Knowledge of either the standard free energy change or the equilibrium constant for a reaction allows for the calculation of the other. The following two sample problems illustrate each case.

Example \(\PageIndex{1}\)

The formation of nitrogen monoxide from nitrogen and oxygen gases is a reaction that strongly favors the reactants at \(25^\text{o} \text{C}\).

\[\ce{N_2} \left( g \right) + \ce{O_2} \left( g \right) \rightleftharpoons 2 \ce{NO} \left( g \right)\nonumber \]

The actual concentrations of each gas would be difficult to measure, and so the \(K_\text{eq}\) for the reaction can more easily be calculated from the \(\Delta G^\text{o}\), which is equal to \(173.4 \: \text{kJ/mol}\). Find the \(K_\text{eq}\).

**Solution:**

*Step 1: List the known quantities and plan the problem.*

__Known__

- \(\Delta G^\text{o} = +173.4 \: \text{kJ/mol}\)
- \(R = 8.314 \: \text{J/K} \cdot \text{mol}\)
- \(T = 25^\text{o} \text{C} = 298 \: \text{K}\)

__Unknown__

In order to make the units agree, the value of \(\Delta G^\text{o}\) will need to be converted to \(\text{J/mol}\) \(\left( 173,400 \: \text{J/mol} \right)\). To solve for \(K_\text{eq}\), the inverse of the natural logarithm, \(e^x\), will be used.

*Step 2: Solve.*

\[\begin{align*} \Delta G^\text{o} &= -RT \: \text{ln} \: K_\text{eq} \\ \text{ln} \: K_\text{eq} &= \frac{-\Delta G^\text{o}}{RT} \\ K_\text{eq} &= e^{\frac{-\Delta G^\text{o}}{RT}} = e^{\frac{-173,400 \: \text{J/mol}}{8.314 \: \text{J/K} \cdot \text{mol} \left( 298 \: \text{K} \right)}} = 4.0 \times 10^{-31} \end{align*}\nonumber \]

*Step 3: Think about your result.*

The large positive free energy change leads to a \(K_\text{eq}\) that is extremely small. Both lead to the conclusion that the reactants are highly favored and very few product molecules are present at equilibrium.

Example \(\PageIndex{2}\)

The solubility product constant \(\left( K_\text{sp} \right)\) of lead (II) iodide is \(1.4 \times 10^{-8}\) at \(25^\text{o} \text{C}\). Calculate \(\Delta G^\text{o}\) for the dissociation of lead (II) iodide in water.
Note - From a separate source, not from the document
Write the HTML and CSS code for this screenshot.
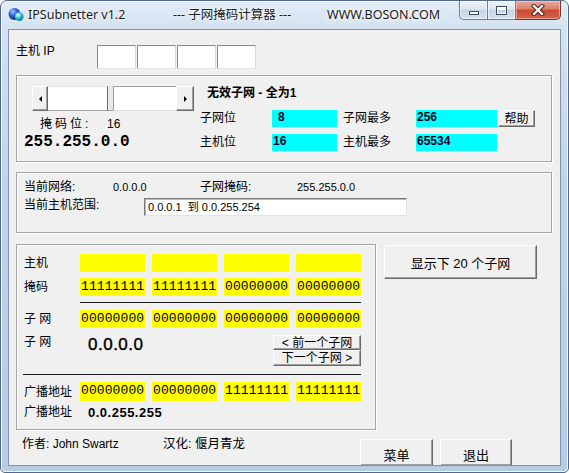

\[\ce{PbI_2} \left( s \right) \rightleftharpoons \ce{Pb^{2+}} \left( aq \right) + 2 \ce{I^-} \left( aq \right)\nonumber \]

**Solution:**

*Step 1: List the known values and plan the problem.*

__Known__

- \(K_\text{eq} = K_\text{sp} = 1.4 \times 10^{-8}\)
- \(R = 8.314 \: \text{J/K} \cdot \text{mol}\)
- \(T = 25^\text{o} \text{C} = 298 \: \text{K}\)

__Unknown__

The equation relating \(\Delta G^\text{o}\) to \(K_\text{eq}\) can be solved directly.

*Step 2: Solve.*

\[\begin{align*} \Delta G^\text{o} &= -RT \: \text{ln} \: K_\text{eq} \\ &= -8.314 \: \text{J/K} \cdot \text{mol} \left( 298 \: \text{K} \right) \: \text{ln} \left( 1.4 \times 10^{-8} \right) \\ &= 45,000 \: \text{J/mol} \\ &= 45 \: \text{kJ/mol} \end{align*}\nonumber \]

*Step 3: Think about your result.*

The large, positive \(\Delta G^\text{o}\) indicates that the solid lead (II) iodide is nearly insoluble and so very little of the solid is dissociated at equilibrium.